On Thursday, Cox joined her former professor and mentor Penny Remsen, along with current students and faculty from all areas of theater design, for a Zoom presentation to talk about her approach to lighting design.
Lien and Cox were scheduled to speak to students in design classes about their work, and were slated to speak on a panel about making their way in an area of theater that is still overwhelmingly dominated by men. Women for UMass Amherst, an organization that supports programming to advance women, generously awarded the Department of Theater a grant to make it possible. While that presentation never happened, Cox Zoomed into one of Remsen's classes for a 90-minute discussion and Q&A, joined by faculty members and two dozen students, including a number of undergraduate and graduate student women who are interested in a career in design.
"The longer I do this the more interested I am in the emotional relationship people have to light," Cox said, as she showed slides of her work. She has lit projects ranging from a production of Hamlet that starred Benedict Cumberbatch to the 2015 revival of The Color Purple, for which she was nominated for a Drama Desk Award. Showing photos of her work, Cox talked about using light to influence people's perceptions of a scene, whether it's using sparse light to create an ominous mood or subtly changing the colors in a scene to clue audiences in to relationships between characters.

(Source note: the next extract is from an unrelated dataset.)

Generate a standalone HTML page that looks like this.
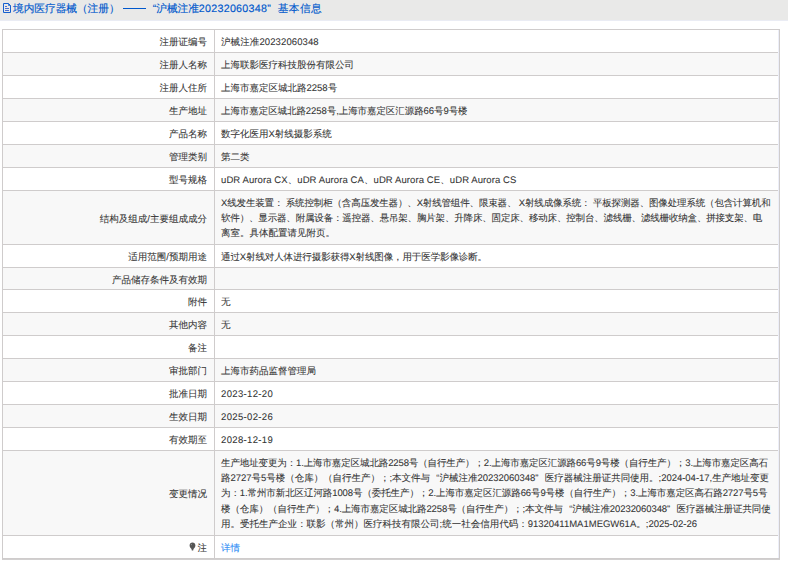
<!DOCTYPE html>
<html><head><meta charset="utf-8">
<style>
html,body{margin:0;padding:0;background:#fff;}
body{text-rendering:geometricPrecision;font-family:"Liberation Sans",sans-serif;color:#333;width:788px;height:567px;overflow:hidden;position:relative;}
.hd{position:absolute;left:0;top:0;width:788px;height:20px;background:#e9e9e8;border-bottom:1px solid #eaecf4;}
.hd .ic{position:absolute;left:0;top:0;}
.hd .t{-webkit-text-stroke:0.15px currentColor;position:absolute;left:13px;top:2px;height:19px;line-height:15px;font-size:10.66px;color:#0058cc;white-space:nowrap;}
.q1,.q2{display:inline-block;width:1em;line-height:10px;}
.q1{text-align:right;}
.dash{display:inline-block;width:23px;height:1.2px;background:#0058cc;margin-left:3px;vertical-align:3px;}
.q2{text-align:left;}
table{position:absolute;left:2px;top:29px;border-collapse:separate;border-spacing:0;width:778px;table-layout:fixed;border-left:1px solid #cfcccc;border-top:1px solid #cfcccc;border-bottom:1px solid #d2d0d0;}
td{-webkit-text-stroke:0.07px currentColor;border-right:1px solid #cfcccc;border-bottom:1px solid #cfcccc;font-size:9.5px;line-height:15.3px;padding:4px 0 0 6px;vertical-align:middle;white-space:nowrap;}
td.l{text-align:right;width:204px;padding:4px 7px 0 0;}
td.m{padding-top:2px;}
.ln{display:block;}
tr:nth-child(even) td{background:#f8f8f8;}
.rc{position:absolute;left:778px;top:30px;width:1px;height:528px;background:#eceef8;}
.dt{letter-spacing:0.35px;}
.lk{color:#2a8af5;}
</style></head><body>
<div class="hd">
<svg class="ic" width="14" height="16" viewBox="0 0 14 16"><path d="M3.5 3.5H8.5L10.5 5.5V12.5H3.5Z" fill="none" stroke="#1560cf" stroke-width="1"/><path d="M8.5 3.5V5.5H10.5" fill="none" stroke="#1560cf" stroke-width="0.8"/><path d="M5 6.5H7M5 8.5H9M5 10.5H9" stroke="#4a6fd0" stroke-width="1"/></svg>
<div class="t">境内医疗器械（注册）<span class="dash"></span><span class="q1">“</span>沪械注准<span style="letter-spacing:0.28px">20232060348</span><span class="q2">”</span><span style="letter-spacing:0.4px">基本信息</span></div>
</div>
<table>
<tr style="height:23px"><td class="l">注册证编号</td><td style="letter-spacing:0.11px">沪械注准20232060348</td></tr>
<tr style="height:23px"><td class="l">注册人名称</td><td>上海联影医疗科技股份有限公司</td></tr>
<tr style="height:23px"><td class="l">注册人住所</td><td>上海市嘉定区城北路2258号</td></tr>
<tr style="height:23px"><td class="l">生产地址</td><td style="letter-spacing:-0.07px">上海市嘉定区城北路2258号,上海市嘉定区汇源路66号9号楼</td></tr>
<tr style="height:23px"><td class="l">产品名称</td><td>数字化医用X射线摄影系统</td></tr>
<tr style="height:23px"><td class="l">管理类别</td><td>第二类</td></tr>
<tr style="height:23px"><td class="l">型号规格</td><td id="r7" style="letter-spacing:0.093px">uDR Aurora CX、uDR Aurora CA、uDR Aurora CE、uDR Aurora CS</td></tr>
<tr style="height:54px"><td class="l">结构及组成/主要组成成分</td><td class="m"><div class="ln" style="letter-spacing:-0.152px">X线发生装置：&nbsp;系统控制柜（含高压发生器）、X射线管组件、限束器、&nbsp;X射线成像系统：&nbsp;平板探测器、图像处理系统（包含计算机和</div><div class="ln" style="letter-spacing:-0.169px">软件）、显示器、附属设备：遥控器、悬吊架、胸片架、升降床、固定床、移动床、控制台、滤线栅、滤线栅收纳盒、拼接支架、电</div><div class="ln">离室。具体配置请见附页。</div></td></tr>
<tr style="height:23px"><td class="l">适用范围/预期用途</td><td style="letter-spacing:-0.11px">通过X射线对人体进行摄影获得X射线图像，用于医学影像诊断。</td></tr>
<tr style="height:22px"><td class="l">产品储存条件及有效期</td><td></td></tr>
<tr style="height:23px"><td class="l">附件</td><td>无</td></tr>
<tr style="height:23px"><td class="l">其他内容</td><td>无</td></tr>
<tr style="height:23px"><td class="l">备注</td><td></td></tr>
<tr style="height:23px"><td class="l">审批部门</td><td>上海市药品监督管理局</td></tr>
<tr style="height:23px"><td class="l">批准日期</td><td class="dt">2023-12-20</td></tr>
<tr style="height:23px"><td class="l">生效日期</td><td class="dt">2025-02-26</td></tr>
<tr style="height:23px"><td class="l">有效期至</td><td class="dt">2028-12-19</td></tr>
<tr style="height:85px"><td class="l">变更情况</td><td class="m"><div class="ln" style="letter-spacing:-0.12px">生产地址变更为：1.上海市嘉定区城北路2258号（自行生产）；2.上海市嘉定区汇源路66号9号楼（自行生产）；3.上海市嘉定区高石</div><div class="ln" style="letter-spacing:-0.022px">路2727号5号楼（仓库）（自行生产）；;本文件与<span class="q1">“</span>沪械注准20232060348<span class="q2">”</span>医疗器械注册证共同使用。;2024-04-17,生产地址变更</div><div class="ln" style="letter-spacing:-0.093px">为：1.常州市新北区辽河路1008号（委托生产）；2.上海市嘉定区汇源路66号9号楼（自行生产）；3.上海市嘉定区高石路2727号5号</div><div class="ln" style="letter-spacing:-0.087px">楼（仓库）（自行生产）；4.上海市嘉定区城北路2258号（自行生产）；;本文件与<span class="q1">“</span>沪械注准20232060348<span class="q2">”</span>医疗器械注册证共同使</div><div class="ln">用。受托生产企业：联影（常州）医疗科技有限公司;统一社会信用代码：91320411MA1MEGW61A。;2025-02-26</div></td></tr>
<tr style="height:23px"><td class="l"><svg width="7" height="9" viewBox="0 0 7 9" style="vertical-align:0px;margin-right:1.5px"><path d="M3.5 0.5C1.8 0.5 0.6 1.8 0.6 3.5C0.6 5 1.6 6 2.5 6.9L2.8 8.5H4.2L4.5 6.9C5.4 6 6.4 5 6.4 3.5C6.4 1.8 5.2 0.5 3.5 0.5Z" fill="#555"/><circle cx="2.4" cy="2.6" r="0.6" fill="#999"/></svg>注</td><td class="lk">详情</td></tr>
</table>
<div class="rc"></div>
</body></html>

Cox, who is originally from Ireland, met Remsen during a study abroad while in college and credits her with changing her life as a person and as an artist, and serving as a female role model for her. In addition to being a successful designer with an international profile, Cox is Director of Princeton University's Theater program.
"Taking Penny’s lighting design class changed my life in ways that are more important than making me a lighting designer," Cox told the group. "I had never been in a room full of loud women doing and asking for what they wanted," she said. "It was a total revelation."